Scientists find a way to detect which breast abnormalities may develop into cancer
Scientists at the Royal Liverpool University Hospitals in the UK have found a way of testing whether certain abnormalities in a woman’s breast are likely to go on to develop into breast cancer, the 3rd European Breast Cancer Conference in Barcelona heard today (Wednesday 20 March).
Armed with information from the test, doctors could then consider whether the at-risk women should be offered prophylactic anti-oestrogen treatment such as tamoxifen or more frequent screening.
However, Dr Abeer M. Shaaban, a Specialist Registrar in the hospital’s department of Cellular and Molecular Pathology, warned that, while the test itself was fairly straightforward to do, it might be many years before it could lead to the development of prophylactic treatments, especially as clinical trials are still being run to test the effectiveness of anti-oestrogens such as tamoxifen in preventing breast cancer.
Hyperplasia of usual type (HUT) is a benign abnormality in the breast. Although it is formed by cell proliferation, it is not cancer, but it is associated with a slightly increased risk of cancer developing subsequently. Women who have HUT have a risk of developing breast cancer of between 1.5 and 2 times that of the general population. Normally HUT cannot be detected by self-examination, and is usually spotted during screening and diagnosed following a biopsy.
Dr Shaaban, working with Professor Christopher S. Foster, head of the hospital’s Pathology Laboratories, studied 674 biopsies from a 20-year period between 1979 and 1999 to see whether those samples that belonged to patients who had subsequently developed breast cancer contained different biological signals to samples from women who did not develop cancer. The biopsies included cases from 120 women who subsequently developed cancer and 382 who did not during the 20-year follow-up.
She found that in samples from women who had developed breast cancer subsequently, there was a high proportion of cells with receptors for the signals given out by ER alpha (an oestrogen receptor protein), Ki-67 (a nuclear protein which is only expressed in dividing cells), and hsp27 (an oestrogen-related heat shock protein).
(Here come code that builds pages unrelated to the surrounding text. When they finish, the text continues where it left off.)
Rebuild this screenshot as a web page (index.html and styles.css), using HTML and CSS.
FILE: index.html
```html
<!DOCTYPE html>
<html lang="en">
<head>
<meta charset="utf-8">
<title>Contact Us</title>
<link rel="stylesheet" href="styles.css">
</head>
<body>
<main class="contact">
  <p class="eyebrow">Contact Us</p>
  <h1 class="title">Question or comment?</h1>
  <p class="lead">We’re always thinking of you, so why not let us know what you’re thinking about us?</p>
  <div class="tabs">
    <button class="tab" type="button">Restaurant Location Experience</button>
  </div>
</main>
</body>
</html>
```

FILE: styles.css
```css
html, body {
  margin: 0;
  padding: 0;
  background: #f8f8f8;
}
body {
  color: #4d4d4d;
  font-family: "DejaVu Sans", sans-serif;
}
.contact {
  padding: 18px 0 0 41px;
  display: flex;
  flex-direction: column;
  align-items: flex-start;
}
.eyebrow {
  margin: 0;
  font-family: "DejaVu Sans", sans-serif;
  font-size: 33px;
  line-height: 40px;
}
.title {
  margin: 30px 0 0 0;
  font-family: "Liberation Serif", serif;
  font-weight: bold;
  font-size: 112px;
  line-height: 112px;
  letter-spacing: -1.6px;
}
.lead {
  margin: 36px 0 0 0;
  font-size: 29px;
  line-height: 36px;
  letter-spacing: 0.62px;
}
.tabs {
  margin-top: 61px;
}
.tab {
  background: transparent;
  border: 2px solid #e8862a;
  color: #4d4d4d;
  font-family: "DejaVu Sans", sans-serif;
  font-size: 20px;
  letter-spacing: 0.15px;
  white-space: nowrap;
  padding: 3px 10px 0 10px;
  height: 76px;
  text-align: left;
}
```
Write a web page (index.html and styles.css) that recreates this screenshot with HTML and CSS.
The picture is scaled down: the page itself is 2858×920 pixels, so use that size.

Dr Shaaban said: “Our data show that there are clear differences between various types of HUT. By identifying those cases of HUT which show a high proportion of cells which have positive signals for ER alpha, Ki-67 and hsp27, it is possible to point to a subset of women with HUT who are at high risk of developing breast cancer.
“This study is an early step on the way to refining breast cancer risk. HUT has been reported increasingly since the advent of mammography. By identifying lesions likely to progress to breast cancer early in patients` lifetimes, prophylactic anti-oestrogen therapy could be offered to this particularly high-risk group. Moreover, for those who prove not to be at high risk, regular mammographic screening might not be a necessity. However, several years of clinical trials with long follow-up periods lie ahead before anti-oestrogens could be used as an effective preventive tool.”